# Supplied data start

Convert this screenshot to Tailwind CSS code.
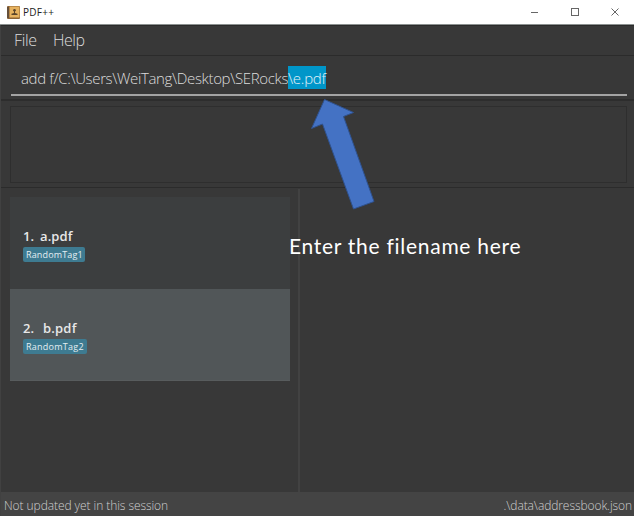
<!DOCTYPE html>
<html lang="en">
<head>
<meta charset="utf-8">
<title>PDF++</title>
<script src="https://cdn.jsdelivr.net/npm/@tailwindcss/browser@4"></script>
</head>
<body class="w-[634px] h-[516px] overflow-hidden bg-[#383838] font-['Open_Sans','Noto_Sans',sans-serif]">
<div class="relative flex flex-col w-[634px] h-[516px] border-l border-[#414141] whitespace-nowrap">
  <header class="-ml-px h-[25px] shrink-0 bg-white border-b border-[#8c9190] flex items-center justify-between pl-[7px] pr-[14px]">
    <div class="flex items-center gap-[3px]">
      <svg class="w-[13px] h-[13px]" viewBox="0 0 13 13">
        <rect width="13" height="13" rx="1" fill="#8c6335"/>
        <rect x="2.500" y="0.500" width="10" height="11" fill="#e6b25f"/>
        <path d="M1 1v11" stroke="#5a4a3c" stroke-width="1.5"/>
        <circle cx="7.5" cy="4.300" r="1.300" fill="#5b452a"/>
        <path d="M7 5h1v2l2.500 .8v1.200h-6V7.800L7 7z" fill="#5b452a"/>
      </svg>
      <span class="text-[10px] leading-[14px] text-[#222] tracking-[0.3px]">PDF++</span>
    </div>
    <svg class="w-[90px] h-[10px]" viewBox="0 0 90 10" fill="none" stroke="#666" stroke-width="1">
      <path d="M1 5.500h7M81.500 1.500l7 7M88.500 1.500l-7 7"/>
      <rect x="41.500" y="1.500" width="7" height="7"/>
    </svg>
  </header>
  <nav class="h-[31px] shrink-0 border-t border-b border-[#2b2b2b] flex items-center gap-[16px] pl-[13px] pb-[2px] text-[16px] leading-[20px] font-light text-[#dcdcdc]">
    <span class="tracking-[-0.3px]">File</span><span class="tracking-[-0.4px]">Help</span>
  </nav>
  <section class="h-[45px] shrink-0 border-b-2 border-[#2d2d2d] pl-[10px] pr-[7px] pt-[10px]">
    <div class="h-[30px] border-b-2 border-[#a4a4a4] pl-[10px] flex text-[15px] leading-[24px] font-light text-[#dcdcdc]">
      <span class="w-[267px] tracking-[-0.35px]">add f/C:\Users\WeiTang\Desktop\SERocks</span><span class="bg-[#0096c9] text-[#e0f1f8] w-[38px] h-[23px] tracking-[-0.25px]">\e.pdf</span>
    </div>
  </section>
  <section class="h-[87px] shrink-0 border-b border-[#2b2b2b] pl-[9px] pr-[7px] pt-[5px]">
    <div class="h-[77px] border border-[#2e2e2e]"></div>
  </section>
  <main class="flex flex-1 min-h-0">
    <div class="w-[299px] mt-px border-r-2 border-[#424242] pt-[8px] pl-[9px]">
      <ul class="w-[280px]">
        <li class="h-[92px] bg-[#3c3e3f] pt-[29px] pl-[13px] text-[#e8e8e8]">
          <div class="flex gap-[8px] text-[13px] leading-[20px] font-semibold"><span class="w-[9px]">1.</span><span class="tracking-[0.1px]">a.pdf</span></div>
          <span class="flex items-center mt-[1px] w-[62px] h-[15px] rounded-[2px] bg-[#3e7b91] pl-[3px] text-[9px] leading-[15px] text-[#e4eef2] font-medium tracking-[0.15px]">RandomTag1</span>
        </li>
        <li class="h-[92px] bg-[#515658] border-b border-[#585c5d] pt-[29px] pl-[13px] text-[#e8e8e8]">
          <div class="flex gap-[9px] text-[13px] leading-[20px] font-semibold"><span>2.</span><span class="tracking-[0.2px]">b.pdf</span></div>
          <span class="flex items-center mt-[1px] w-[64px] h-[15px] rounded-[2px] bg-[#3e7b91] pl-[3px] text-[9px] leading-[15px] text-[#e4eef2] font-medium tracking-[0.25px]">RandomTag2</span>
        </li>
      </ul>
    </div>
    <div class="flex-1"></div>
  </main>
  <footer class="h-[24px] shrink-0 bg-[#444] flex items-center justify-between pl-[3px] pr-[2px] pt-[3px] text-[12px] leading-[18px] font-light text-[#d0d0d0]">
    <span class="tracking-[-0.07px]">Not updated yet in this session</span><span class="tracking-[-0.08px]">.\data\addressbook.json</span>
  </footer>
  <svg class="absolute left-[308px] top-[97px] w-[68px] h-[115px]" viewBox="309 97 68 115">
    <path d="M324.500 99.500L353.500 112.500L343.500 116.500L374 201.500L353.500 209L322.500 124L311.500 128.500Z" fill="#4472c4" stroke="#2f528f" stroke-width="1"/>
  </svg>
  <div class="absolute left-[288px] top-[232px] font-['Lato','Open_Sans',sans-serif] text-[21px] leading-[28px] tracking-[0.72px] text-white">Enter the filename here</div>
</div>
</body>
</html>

# Supplied data end

- [Task objective] In your copy, leave out the pictures and reproduce the material above exactly.

- [The completed task]
Convert this screenshot to Tailwind CSS code.
<!DOCTYPE html>
<html lang="en">
<head>
<meta charset="utf-8">
<title>PDF++</title>
<script src="https://cdn.jsdelivr.net/npm/@tailwindcss/browser@4"></script>
</head>
<body class="w-[634px] h-[516px] overflow-hidden bg-[#383838] font-['Open_Sans','Noto_Sans',sans-serif]">
<div class="relative flex flex-col w-[634px] h-[516px] border-l border-[#414141] whitespace-nowrap">
  <header class="-ml-px h-[25px] shrink-0 bg-white border-b border-[#8c9190] flex items-center justify-between pl-[7px] pr-[14px]">
    <div class="flex items-center gap-[3px]">
      <svg class="w-[13px] h-[13px]" viewBox="0 0 13 13">
        <rect width="13" height="13" rx="1" fill="#8c6335"/>
        <rect x="2.500" y="0.500" width="10" height="11" fill="#e6b25f"/>
        <path d="M1 1v11" stroke="#5a4a3c" stroke-width="1.5"/>
        <circle cx="7.5" cy="4.300" r="1.300" fill="#5b452a"/>
        <path d="M7 5h1v2l2.500 .8v1.200h-6V7.800L7 7z" fill="#5b452a"/>
      </svg>
      <span class="text-[10px] leading-[14px] text-[#222] tracking-[0.3px]">PDF++</span>
    </div>
    <svg class="w-[90px] h-[10px]" viewBox="0 0 90 10" fill="none" stroke="#666" stroke-width="1">
      <path d="M1 5.500h7M81.500 1.500l7 7M88.500 1.500l-7 7"/>
      <rect x="41.500" y="1.500" width="7" height="7"/>
    </svg>
  </header>
  <nav class="h-[31px] shrink-0 border-t border-b border-[#2b2b2b] flex items-center gap-[16px] pl-[13px] pb-[2px] text-[16px] leading-[20px] font-light text-[#dcdcdc]">
    <span class="tracking-[-0.3px]">File</span><span class="tracking-[-0.4px]">Help</span>
  </nav>
  <section class="h-[45px] shrink-0 border-b-2 border-[#2d2d2d] pl-[10px] pr-[7px] pt-[10px]">
    <div class="h-[30px] border-b-2 border-[#a4a4a4] pl-[10px] flex text-[15px] leading-[24px] font-light text-[#dcdcdc]">
      <span class="w-[267px] tracking-[-0.35px]">add f/C:\Users\WeiTang\Desktop\SERocks</span><span class="bg-[#0096c9] text-[#e0f1f8] w-[38px] h-[23px] tracking-[-0.25px]">\e.pdf</span>
    </div>
  </section>
  <section class="h-[87px] shrink-0 border-b border-[#2b2b2b] pl-[9px] pr-[7px] pt-[5px]">
    <div class="h-[77px] border border-[#2e2e2e]"></div>
  </section>
  <main class="flex flex-1 min-h-0">
    <div class="w-[299px] mt-px border-r-2 border-[#424242] pt-[8px] pl-[9px]">
      <ul class="w-[280px]">
        <li class="h-[92px] bg-[#3c3e3f] pt-[29px] pl-[13px] text-[#e8e8e8]">
          <div class="flex gap-[8px] text-[13px] leading-[20px] font-semibold"><span class="w-[9px]">1.</span><span class="tracking-[0.1px]">a.pdf</span></div>
          <span class="flex items-center mt-[1px] w-[62px] h-[15px] rounded-[2px] bg-[#3e7b91] pl-[3px] text-[9px] leading-[15px] text-[#e4eef2] font-medium tracking-[0.15px]">RandomTag1</span>
        </li>
        <li class="h-[92px] bg-[#515658] border-b border-[#585c5d] pt-[29px] pl-[13px] text-[#e8e8e8]">
          <div class="flex gap-[9px] text-[13px] leading-[20px] font-semibold"><span>2.</span><span class="tracking-[0.2px]">b.pdf</span></div>
          <span class="flex items-center mt-[1px] w-[64px] h-[15px] rounded-[2px] bg-[#3e7b91] pl-[3px] text-[9px] leading-[15px] text-[#e4eef2] font-medium tracking-[0.25px]">RandomTag2</span>
        </li>
      </ul>
    </div>
    <div class="flex-1"></div>
  </main>
  <footer class="h-[24px] shrink-0 bg-[#444] flex items-center justify-between pl-[3px] pr-[2px] pt-[3px] text-[12px] leading-[18px] font-light text-[#d0d0d0]">
    <span class="tracking-[-0.07px]">Not updated yet in this session</span><span class="tracking-[-0.08px]">.\data\addressbook.json</span>
  </footer>
  <svg class="absolute left-[308px] top-[97px] w-[68px] h-[115px]" viewBox="309 97 68 115">
    <path d="M324.500 99.500L353.500 112.500L343.500 116.500L374 201.500L353.500 209L322.500 124L311.500 128.500Z" fill="#4472c4" stroke="#2f528f" stroke-width="1"/>
  </svg>
  <div class="absolute left-[288px] top-[232px] font-['Lato','Open_Sans',sans-serif] text-[21px] leading-[28px] tracking-[0.72px] text-white">Enter the filename here</div>
</div>
</body>
</html>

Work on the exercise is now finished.